Wayne S. Deveydt
Analyst · Sanford Bernstein
Yes, Ana, the one thing I would say is the transaction did exactly what we wanted it to do. In some ways, I would say it's turned out better than we would have expected. Clearly, part of the better-than-expected was at time we were deploying the capital, we were able to deploy it in a period when the stock price was closer to $45 a share, and we were able to take advantage of that. At the same time, in the last 2 years, as you said, while there's been a number of moving parts, one thing that we can comment on is -- that everybody, I think, would agree with, is that the economy has been anywhere but up. It's been down substantially, and it's had a substantial drag on in-group change in membership.

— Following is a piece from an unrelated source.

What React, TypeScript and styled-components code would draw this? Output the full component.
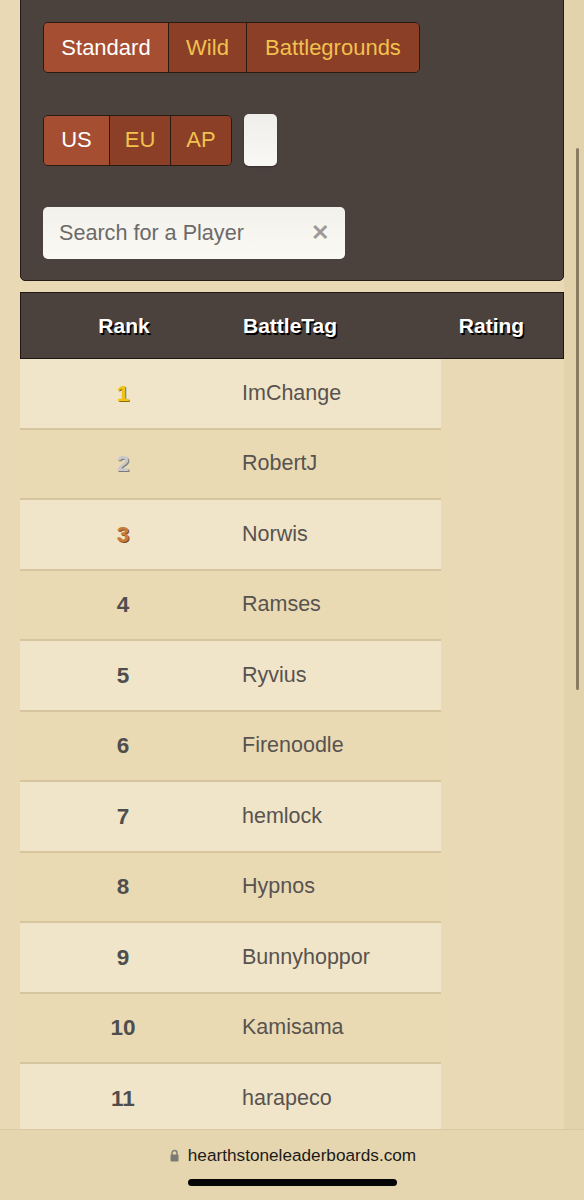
import React from 'react'
import styled, { createGlobalStyle } from 'styled-components'

const GlobalStyle = createGlobalStyle`
  html, body {
    margin: 0;
    padding: 0;
    background: #e9d9b4;
    font-family: "Liberation Sans", Arial, sans-serif;
  }
`

const Page = styled.div`
  display: flex;
  min-height: 1200px;
  overflow: hidden;
`

const Main = styled.div`
  width: 544px;
  margin-left: 20px;
  display: flex;
  flex-direction: column;
  gap: 11px;
`

const Gutter = styled.div`
  flex: 1;
  background: #e3d3ad;
  display: flex;
  justify-content: center;
  padding-left: 6px;
`

const ScrollThumb = styled.div`
  width: 3px;
  height: 542px;
  margin-top: 148px;
  border-radius: 2px;
  background: #8a7b63;
`

const Panel = styled.div`
  margin-top: -6px;
  background: #4b413d;
  border: 1px solid #241c17;
  border-radius: 5px;
  padding: 27px 22px 21px 22px;
  display: flex;
  flex-direction: column;
  align-items: flex-start;
  gap: 41px;
`

const Row = styled.div`
  display: flex;
  align-items: center;
  gap: 12px;
`

const Group = styled.div`
  display: flex;
  height: 49px;
  border: 1px solid #2a1a12;
  border-radius: 5px;
  overflow: hidden;
`

const ToggleButton = styled.button<{ $active?: boolean; $width: number }>`
  width: ${p => p.$width}px;
  border: none;
  border-left: 1px solid #2a1a12;
  padding: 0;
  font-family: inherit;
  font-size: 22px;
  background: ${p => (p.$active ? '#a64e31' : '#8a3f26')};
  color: ${p => (p.$active ? '#ffffff' : '#f2c14e')};
  &:first-child {
    border-left: none;
  }
`

const Blank = styled.div`
  width: 33px;
  height: 52px;
  border-radius: 5px;
  background: linear-gradient(#f0eeea, #faf8f4);
  box-shadow: 0 1px 2px rgba(0, 0, 0, 0.3);
`

const Search = styled.div`
  width: 302px;
  height: 52px;
  box-sizing: border-box;
  border-radius: 5px;
  background: linear-gradient(#f3f1ec, #fbf9f4);
  display: flex;
  align-items: center;
  justify-content: space-between;
  padding: 0 16px 0 16px;
`

const Placeholder = styled.span`
  font-size: 21.6px;
  color: #6c6a68;
`

const Clear = styled.span`
  font-size: 22px;
  font-weight: bold;
  color: #9d9b98;
`

const Table = styled.div`
  display: flex;
  flex-direction: column;
`

const Head = styled.div`
  display: grid;
  grid-template-columns: 206px 215px 1fr;
  height: 67px;
  box-sizing: border-box;
  align-items: center;
  background: #4b413d;
  border: 1.5px solid #1e1713;
`

const HeadCell = styled.div<{ $align: 'center' | 'left' }>`
  font-size: 21px;
  font-weight: bold;
  color: #ffffff;
  text-shadow: 1.5px 1.5px 0 #000;
  text-align: ${p => p.$align};
  padding-left: ${p => (p.$align === 'left' ? '16px' : '0')};
`

const RatingHead = styled(HeadCell)`
  padding-right: 22px;
`

const Body = styled.div`
  width: 421px;
  display: flex;
  flex-direction: column;
`

const PlayerRow = styled.div<{ $odd: boolean }>`
  display: grid;
  grid-template-columns: 206px 215px;
  align-items: center;
  height: 68.5px;
  border-bottom: 2px solid #d6c59e;
  background: ${p => (p.$odd ? '#f1e5c9' : '#eadab4')};
`

const medal: Record<number, { color: string; shadow: string }> = {
  1: { color: '#f1c21a', shadow: '#8b6b0f' },
  2: { color: '#c9c9c9', shadow: '#7a7a7a' },
  3: { color: '#c97a38', shadow: '#7b4a1e' },
}

const RankCell = styled.div<{ $rank: number }>`
  text-align: center;
  font-size: 22.5px;
  font-weight: bold;
  padding-top: 1px;
  color: ${p => medal[p.$rank]?.color ?? '#4e4e4e'};
  text-shadow: ${p => (medal[p.$rank] ? `1px 1px 0 ${medal[p.$rank].shadow}` : 'none')};
`

const NameCell = styled.div`
  padding-left: 16px;
  font-size: 21.5px;
  color: #58534f;
`

const BrowserBar = styled.div`
  position: fixed;
  left: 0;
  right: 0;
  bottom: 0;
  height: 71px;
  background: #e6d6b0;
  border-top: 1px solid #d9c8a1;
  display: flex;
  flex-direction: column;
  align-items: center;
  padding-top: 15px;
  box-sizing: border-box;
  gap: 13px;
`

const Url = styled.div`
  display: flex;
  align-items: center;
  gap: 9px;
  font-size: 17.2px;
  color: #1c1a17;
  padding-left: 2px;
`

const HomeIndicator = styled.div`
  width: 209px;
  height: 7px;
  border-radius: 4px;
  background: #050505;
`

const players = [
  'ImChange',
  'RobertJ',
  'Norwis',
  'Ramses',
  'Ryvius',
  'Firenoodle',
  'hemlock',
  'Hypnos',
  'Bunnyhoppor',
  'Kamisama',
  'harapeco',
]

function Lock() {
  return (
    <svg width="9" height="13" viewBox="0 0 9 13">
      <path d="M2 6V4a2.5 2.5 0 0 1 5 0v2" fill="none" stroke="#7d7a75" strokeWidth="1.4" />
      <rect x="0.5" y="5.5" width="8" height="7" rx="1" fill="#7d7a75" />
    </svg>
  )
}

export default function App() {
  return (
    <Page>
      <GlobalStyle />
      <Main>
        <Panel>
          <Group>
            <ToggleButton $active $width={124}>Standard</ToggleButton>
            <ToggleButton $width={78}>Wild</ToggleButton>
            <ToggleButton $width={173}>Battlegrounds</ToggleButton>
          </Group>
          <Row>
            <Group>
              <ToggleButton $active $width={65}>US</ToggleButton>
              <ToggleButton $width={61}>EU</ToggleButton>
              <ToggleButton $width={61}>AP</ToggleButton>
            </Group>
            <Blank />
          </Row>
          <Search>
            <Placeholder>Search for a Player</Placeholder>
            <Clear>✕</Clear>
          </Search>
        </Panel>

        <Table>
          <Head>
            <HeadCell $align="center">Rank</HeadCell>
            <HeadCell $align="left">BattleTag</HeadCell>
            <RatingHead $align="center">Rating</RatingHead>
          </Head>
          <Body>
            {players.map((name, i) => (
              <PlayerRow key={name} $odd={i % 2 === 0}>
                <RankCell $rank={i + 1}>{i + 1}</RankCell>
                <NameCell>{name}</NameCell>
              </PlayerRow>
            ))}
          </Body>
        </Table>
      </Main>
      <Gutter>
        <ScrollThumb />
      </Gutter>

      <BrowserBar>
        <Url>
          <Lock />
          hearthstoneleaderboards.com
        </Url>
        <HomeIndicator />
      </BrowserBar>
    </Page>
  )
}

And at the same time, we had PPACA implemented, which put a floor on minimum MLRs. And if you look at our 2012 guidance of our op gain that we said approximately $4 billion and you compare that back to '09, you'll see that our op gain is actually not that far off at all, despite the economy and despite the PPACA regulations. Now keep in mind, because of the minimum MLR though, some of the benefits that we would get, obviously, have to be passed on along the way, and it's all the more reason we wanted to protect our shareholders and get to the $4.675 billion upfront.
Ana Gupte - Sanford C. Bernstein & Co., LLC., Research Division: Okay. So I'm understanding that the $450 million was somehow absorbed or recovered in the other 2 segments. So follow-up to the Walgreens issue, can you just give us an update on your retail selling season and how that looked in terms of the gross adds, the retention, both across the Part D as well as MAPD book?